» What you should do
Check every line of the material below for the string "screenshot", and return the ones that have it.

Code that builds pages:

====

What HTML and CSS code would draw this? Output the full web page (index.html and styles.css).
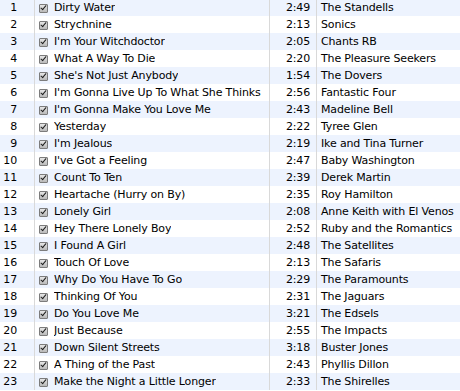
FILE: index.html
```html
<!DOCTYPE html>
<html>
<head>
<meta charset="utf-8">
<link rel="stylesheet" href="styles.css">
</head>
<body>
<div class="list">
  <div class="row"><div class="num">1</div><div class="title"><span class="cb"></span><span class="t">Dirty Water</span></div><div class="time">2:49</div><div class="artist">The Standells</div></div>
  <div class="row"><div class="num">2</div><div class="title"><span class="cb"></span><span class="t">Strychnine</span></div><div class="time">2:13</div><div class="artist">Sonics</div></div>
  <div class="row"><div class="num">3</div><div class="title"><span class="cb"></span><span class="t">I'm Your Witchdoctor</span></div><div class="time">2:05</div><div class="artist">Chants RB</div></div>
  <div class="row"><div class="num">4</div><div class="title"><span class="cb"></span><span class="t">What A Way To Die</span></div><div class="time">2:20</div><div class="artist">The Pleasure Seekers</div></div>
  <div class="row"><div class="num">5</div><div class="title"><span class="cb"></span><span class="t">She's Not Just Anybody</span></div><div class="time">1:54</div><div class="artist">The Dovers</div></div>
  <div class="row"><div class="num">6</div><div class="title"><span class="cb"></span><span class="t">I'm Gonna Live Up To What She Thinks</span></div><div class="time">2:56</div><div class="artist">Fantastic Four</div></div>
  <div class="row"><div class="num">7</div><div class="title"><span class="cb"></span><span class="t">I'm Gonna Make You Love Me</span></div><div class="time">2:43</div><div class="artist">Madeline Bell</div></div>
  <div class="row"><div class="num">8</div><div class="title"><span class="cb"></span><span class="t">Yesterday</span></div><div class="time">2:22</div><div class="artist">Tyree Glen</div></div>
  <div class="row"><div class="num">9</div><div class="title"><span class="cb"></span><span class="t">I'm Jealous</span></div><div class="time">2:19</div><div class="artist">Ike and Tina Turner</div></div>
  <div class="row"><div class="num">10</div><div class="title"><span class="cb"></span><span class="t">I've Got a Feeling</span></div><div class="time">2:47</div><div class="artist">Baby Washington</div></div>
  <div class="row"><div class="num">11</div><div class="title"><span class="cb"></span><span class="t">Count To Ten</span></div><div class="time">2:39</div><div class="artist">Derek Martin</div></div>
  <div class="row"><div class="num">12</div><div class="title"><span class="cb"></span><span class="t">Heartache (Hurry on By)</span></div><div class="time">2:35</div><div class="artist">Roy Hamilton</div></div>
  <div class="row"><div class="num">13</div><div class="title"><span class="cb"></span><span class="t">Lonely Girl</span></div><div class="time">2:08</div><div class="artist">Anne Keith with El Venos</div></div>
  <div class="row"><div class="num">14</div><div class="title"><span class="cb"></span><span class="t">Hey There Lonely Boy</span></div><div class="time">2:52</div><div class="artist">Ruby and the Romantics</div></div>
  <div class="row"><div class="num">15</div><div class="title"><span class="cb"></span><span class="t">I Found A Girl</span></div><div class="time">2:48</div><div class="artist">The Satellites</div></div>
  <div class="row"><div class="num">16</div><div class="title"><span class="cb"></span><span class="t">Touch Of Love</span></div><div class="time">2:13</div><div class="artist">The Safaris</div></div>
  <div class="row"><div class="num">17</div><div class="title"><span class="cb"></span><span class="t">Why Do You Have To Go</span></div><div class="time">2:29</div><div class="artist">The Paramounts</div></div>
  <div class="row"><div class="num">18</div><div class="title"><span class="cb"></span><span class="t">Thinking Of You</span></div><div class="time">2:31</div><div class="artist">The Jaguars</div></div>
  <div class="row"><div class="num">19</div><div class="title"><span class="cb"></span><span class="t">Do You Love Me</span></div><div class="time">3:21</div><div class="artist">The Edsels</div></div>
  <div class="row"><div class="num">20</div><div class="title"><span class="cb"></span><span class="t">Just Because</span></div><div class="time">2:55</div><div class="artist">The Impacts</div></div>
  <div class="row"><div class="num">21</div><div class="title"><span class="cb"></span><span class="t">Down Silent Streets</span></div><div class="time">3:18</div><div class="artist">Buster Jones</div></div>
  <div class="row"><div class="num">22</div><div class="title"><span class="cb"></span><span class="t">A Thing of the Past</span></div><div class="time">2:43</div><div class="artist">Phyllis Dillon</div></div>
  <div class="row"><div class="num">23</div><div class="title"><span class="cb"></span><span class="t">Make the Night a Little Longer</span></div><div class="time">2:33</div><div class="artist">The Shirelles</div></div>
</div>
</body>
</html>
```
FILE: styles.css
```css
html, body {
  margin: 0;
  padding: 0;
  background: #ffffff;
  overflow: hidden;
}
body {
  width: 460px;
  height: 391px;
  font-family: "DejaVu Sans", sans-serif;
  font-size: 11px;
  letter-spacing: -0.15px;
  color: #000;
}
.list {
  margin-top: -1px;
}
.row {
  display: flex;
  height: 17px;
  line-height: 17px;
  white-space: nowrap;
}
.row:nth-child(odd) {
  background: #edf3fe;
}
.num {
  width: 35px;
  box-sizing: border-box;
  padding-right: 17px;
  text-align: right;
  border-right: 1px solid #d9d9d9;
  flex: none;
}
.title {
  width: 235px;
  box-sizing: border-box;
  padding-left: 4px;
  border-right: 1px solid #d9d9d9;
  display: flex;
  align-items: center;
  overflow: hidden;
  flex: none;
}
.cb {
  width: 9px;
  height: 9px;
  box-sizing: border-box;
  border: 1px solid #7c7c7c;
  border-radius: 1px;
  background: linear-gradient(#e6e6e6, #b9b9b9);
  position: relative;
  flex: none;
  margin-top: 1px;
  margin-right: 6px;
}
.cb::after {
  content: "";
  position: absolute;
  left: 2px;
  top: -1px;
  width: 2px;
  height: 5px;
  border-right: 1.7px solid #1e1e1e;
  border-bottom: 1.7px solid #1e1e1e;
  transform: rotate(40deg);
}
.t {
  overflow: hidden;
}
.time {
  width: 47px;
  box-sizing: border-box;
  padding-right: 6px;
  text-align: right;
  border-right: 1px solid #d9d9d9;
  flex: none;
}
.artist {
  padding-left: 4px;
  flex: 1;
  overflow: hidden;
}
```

====

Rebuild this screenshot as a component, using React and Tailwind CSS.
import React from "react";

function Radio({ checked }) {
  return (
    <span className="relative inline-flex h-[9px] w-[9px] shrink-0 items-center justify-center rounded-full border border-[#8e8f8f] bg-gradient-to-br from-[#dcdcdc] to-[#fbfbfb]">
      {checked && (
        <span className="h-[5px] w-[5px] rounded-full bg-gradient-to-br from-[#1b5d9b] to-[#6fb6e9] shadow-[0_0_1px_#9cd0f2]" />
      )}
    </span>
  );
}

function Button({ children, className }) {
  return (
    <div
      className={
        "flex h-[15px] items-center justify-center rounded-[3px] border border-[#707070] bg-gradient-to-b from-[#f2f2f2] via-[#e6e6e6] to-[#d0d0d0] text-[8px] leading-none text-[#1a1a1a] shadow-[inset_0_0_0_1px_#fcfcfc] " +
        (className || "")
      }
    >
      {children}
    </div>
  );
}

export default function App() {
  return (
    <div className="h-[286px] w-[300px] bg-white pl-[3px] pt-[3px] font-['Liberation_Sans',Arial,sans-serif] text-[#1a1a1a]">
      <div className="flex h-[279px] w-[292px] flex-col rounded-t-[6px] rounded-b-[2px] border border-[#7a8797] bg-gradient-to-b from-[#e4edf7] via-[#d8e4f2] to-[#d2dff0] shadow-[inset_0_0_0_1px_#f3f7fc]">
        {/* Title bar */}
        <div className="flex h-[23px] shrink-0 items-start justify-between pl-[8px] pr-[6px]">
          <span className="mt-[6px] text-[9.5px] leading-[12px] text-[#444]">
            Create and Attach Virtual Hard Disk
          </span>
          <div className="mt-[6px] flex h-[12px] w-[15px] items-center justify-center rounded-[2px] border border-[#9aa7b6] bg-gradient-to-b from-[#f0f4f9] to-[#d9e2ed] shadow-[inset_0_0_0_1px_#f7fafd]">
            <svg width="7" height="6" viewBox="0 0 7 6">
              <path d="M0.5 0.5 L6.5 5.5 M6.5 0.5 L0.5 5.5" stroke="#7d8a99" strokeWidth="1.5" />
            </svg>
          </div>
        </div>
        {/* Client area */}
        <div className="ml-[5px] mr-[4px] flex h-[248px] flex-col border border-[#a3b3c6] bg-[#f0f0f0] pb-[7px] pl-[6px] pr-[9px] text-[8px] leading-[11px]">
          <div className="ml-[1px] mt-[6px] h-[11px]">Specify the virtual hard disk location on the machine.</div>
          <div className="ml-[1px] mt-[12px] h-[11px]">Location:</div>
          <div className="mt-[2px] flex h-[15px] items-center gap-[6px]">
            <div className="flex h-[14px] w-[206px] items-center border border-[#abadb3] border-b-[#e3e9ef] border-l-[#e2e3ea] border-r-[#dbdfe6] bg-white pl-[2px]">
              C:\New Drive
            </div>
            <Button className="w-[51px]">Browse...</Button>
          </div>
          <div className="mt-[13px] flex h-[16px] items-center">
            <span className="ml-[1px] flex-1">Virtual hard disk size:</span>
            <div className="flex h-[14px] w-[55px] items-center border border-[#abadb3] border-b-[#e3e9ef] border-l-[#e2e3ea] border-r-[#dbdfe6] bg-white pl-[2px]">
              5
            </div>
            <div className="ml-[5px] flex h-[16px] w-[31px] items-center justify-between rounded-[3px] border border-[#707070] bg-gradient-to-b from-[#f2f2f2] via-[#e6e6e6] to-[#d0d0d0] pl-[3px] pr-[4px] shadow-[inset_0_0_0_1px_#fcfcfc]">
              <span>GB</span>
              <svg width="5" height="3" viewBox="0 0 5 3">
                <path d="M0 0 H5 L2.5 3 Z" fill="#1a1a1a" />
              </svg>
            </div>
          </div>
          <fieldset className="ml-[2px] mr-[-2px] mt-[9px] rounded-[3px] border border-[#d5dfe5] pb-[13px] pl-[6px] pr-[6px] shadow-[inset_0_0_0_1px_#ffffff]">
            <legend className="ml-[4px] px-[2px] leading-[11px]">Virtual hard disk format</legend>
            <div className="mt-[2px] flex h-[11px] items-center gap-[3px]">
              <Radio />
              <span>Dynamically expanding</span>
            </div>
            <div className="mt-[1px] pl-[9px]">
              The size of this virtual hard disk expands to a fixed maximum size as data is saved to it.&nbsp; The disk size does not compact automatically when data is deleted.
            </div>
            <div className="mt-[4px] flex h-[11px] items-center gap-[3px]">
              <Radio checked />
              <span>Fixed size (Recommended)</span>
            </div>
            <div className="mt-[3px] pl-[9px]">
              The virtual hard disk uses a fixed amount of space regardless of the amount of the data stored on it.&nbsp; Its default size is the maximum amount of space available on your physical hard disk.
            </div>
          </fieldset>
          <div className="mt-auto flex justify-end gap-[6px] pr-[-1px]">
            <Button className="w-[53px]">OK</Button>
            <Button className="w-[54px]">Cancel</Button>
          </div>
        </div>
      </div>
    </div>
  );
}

====

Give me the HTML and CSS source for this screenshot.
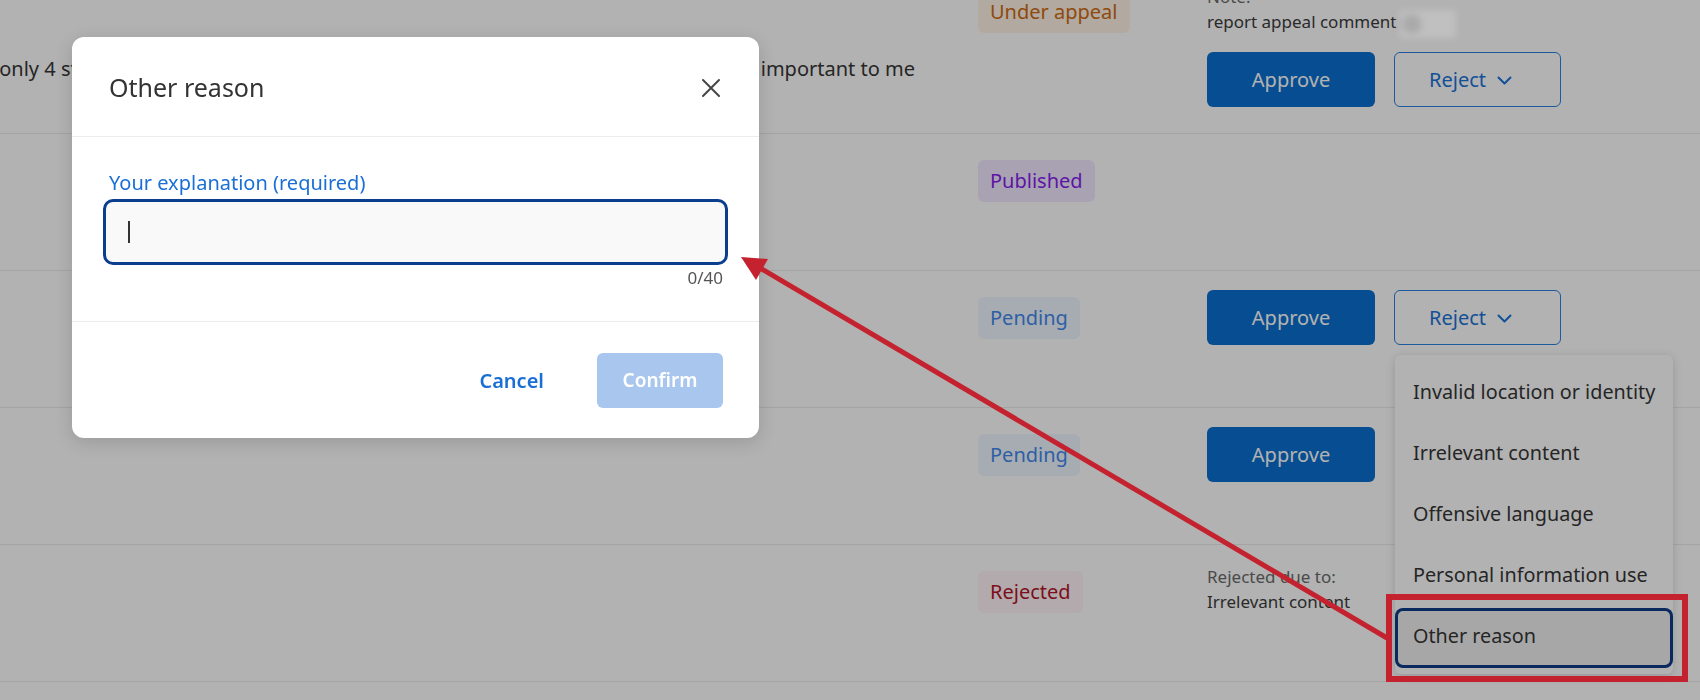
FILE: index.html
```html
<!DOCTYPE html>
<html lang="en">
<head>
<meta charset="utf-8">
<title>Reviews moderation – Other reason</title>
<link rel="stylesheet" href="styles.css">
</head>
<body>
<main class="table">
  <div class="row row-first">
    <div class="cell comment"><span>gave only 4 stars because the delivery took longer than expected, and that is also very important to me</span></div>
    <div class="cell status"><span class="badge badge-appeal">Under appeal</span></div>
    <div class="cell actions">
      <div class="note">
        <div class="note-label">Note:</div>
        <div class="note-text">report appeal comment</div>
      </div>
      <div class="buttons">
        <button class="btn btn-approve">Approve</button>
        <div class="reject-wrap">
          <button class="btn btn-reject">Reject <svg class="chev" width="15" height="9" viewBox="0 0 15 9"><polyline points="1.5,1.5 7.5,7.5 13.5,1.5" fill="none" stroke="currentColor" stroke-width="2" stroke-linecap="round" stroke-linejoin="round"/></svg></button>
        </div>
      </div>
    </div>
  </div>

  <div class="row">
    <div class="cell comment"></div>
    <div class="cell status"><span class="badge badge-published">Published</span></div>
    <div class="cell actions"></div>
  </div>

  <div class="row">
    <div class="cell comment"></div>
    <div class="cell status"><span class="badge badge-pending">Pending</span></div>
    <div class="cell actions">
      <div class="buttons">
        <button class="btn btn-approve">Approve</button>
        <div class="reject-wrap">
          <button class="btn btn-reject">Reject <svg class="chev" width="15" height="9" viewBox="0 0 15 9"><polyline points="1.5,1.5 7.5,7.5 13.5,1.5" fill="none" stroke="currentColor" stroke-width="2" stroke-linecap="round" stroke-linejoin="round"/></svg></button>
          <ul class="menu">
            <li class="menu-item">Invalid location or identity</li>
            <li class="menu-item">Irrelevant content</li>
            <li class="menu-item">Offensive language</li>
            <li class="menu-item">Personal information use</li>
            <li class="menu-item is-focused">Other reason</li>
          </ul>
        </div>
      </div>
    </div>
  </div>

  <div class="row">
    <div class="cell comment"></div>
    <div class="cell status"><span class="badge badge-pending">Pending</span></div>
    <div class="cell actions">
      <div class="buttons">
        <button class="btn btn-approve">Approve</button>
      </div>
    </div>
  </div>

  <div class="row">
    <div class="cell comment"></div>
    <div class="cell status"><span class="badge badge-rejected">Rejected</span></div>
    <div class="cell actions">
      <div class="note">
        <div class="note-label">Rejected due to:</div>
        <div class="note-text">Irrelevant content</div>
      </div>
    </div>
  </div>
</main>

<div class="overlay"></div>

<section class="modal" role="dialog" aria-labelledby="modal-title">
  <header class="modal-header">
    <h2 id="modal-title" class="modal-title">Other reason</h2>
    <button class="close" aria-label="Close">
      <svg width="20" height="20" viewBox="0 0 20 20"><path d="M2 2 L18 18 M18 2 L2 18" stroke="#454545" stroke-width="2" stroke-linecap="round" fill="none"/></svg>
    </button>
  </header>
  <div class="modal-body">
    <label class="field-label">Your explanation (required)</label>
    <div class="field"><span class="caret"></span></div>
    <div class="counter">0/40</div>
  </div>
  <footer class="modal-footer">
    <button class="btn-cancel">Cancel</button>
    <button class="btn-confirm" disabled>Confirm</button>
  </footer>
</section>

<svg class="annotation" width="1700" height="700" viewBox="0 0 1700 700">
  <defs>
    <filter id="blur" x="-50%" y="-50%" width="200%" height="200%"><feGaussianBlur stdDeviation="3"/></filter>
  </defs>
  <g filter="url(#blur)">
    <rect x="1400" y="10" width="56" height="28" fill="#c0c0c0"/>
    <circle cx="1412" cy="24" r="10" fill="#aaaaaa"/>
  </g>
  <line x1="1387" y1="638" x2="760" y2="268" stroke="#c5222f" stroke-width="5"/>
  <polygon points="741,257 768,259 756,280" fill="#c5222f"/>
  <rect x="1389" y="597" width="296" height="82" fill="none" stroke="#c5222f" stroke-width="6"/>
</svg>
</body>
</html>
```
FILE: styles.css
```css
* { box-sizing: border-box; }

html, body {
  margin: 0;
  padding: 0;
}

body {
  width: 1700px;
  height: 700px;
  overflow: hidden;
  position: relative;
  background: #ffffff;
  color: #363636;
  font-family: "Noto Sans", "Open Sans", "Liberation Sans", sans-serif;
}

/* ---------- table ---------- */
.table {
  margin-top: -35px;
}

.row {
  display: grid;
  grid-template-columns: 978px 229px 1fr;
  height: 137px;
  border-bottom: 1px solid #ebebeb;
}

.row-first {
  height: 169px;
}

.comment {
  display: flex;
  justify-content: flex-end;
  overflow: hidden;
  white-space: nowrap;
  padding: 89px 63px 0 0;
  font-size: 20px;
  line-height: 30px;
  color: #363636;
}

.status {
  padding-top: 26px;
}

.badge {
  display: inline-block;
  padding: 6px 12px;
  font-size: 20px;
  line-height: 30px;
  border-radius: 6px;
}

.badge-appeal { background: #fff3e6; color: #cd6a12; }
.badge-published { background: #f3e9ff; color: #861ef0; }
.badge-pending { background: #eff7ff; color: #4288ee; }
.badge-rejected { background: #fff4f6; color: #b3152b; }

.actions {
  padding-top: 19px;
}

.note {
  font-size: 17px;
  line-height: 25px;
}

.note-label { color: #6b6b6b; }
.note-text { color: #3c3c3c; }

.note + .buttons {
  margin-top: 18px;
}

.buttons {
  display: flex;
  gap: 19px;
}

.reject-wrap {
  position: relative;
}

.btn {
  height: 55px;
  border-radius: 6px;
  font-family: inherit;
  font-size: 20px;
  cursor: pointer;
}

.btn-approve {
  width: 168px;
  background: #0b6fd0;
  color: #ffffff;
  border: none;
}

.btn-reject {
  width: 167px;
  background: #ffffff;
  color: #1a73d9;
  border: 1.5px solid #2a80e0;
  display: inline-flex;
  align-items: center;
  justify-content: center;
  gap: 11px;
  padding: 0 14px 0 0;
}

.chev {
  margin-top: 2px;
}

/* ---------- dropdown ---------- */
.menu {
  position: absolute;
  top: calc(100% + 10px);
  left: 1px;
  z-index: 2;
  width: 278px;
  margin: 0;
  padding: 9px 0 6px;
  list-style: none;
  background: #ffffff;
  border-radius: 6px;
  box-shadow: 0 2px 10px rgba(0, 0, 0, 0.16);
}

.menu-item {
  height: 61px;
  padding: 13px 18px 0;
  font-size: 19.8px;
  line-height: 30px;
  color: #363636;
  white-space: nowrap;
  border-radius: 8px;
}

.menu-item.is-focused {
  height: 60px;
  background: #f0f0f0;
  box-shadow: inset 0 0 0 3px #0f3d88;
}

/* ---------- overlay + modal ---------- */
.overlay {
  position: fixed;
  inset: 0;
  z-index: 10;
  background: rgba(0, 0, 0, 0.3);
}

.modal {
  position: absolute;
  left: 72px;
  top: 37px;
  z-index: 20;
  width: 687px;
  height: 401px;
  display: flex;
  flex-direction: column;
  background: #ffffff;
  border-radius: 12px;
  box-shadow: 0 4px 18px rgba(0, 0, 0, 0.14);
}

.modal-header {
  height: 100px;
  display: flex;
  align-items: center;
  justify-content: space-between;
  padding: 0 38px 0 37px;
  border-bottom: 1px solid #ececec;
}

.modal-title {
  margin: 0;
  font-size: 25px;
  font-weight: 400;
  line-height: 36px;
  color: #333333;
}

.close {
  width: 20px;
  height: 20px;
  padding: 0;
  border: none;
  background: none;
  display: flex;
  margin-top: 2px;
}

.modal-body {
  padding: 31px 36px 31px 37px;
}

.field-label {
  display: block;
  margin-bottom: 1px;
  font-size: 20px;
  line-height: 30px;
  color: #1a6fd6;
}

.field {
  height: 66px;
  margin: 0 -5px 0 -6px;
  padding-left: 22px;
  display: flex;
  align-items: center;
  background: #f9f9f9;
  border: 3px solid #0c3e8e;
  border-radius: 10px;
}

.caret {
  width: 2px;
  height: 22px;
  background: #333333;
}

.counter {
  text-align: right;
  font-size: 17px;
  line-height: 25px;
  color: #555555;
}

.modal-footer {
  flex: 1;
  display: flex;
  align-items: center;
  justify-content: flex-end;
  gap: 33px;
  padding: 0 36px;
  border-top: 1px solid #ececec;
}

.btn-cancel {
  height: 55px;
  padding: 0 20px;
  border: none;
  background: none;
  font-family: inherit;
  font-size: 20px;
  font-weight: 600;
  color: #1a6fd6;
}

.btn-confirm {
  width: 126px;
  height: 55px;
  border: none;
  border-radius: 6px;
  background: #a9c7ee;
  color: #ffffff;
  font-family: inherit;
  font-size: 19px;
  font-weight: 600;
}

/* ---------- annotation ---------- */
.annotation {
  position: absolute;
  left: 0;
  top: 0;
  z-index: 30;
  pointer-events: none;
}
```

====

» Reply to the task
Rebuild this screenshot as a component, using React and Tailwind CSS.
Give me the HTML and CSS source for this screenshot.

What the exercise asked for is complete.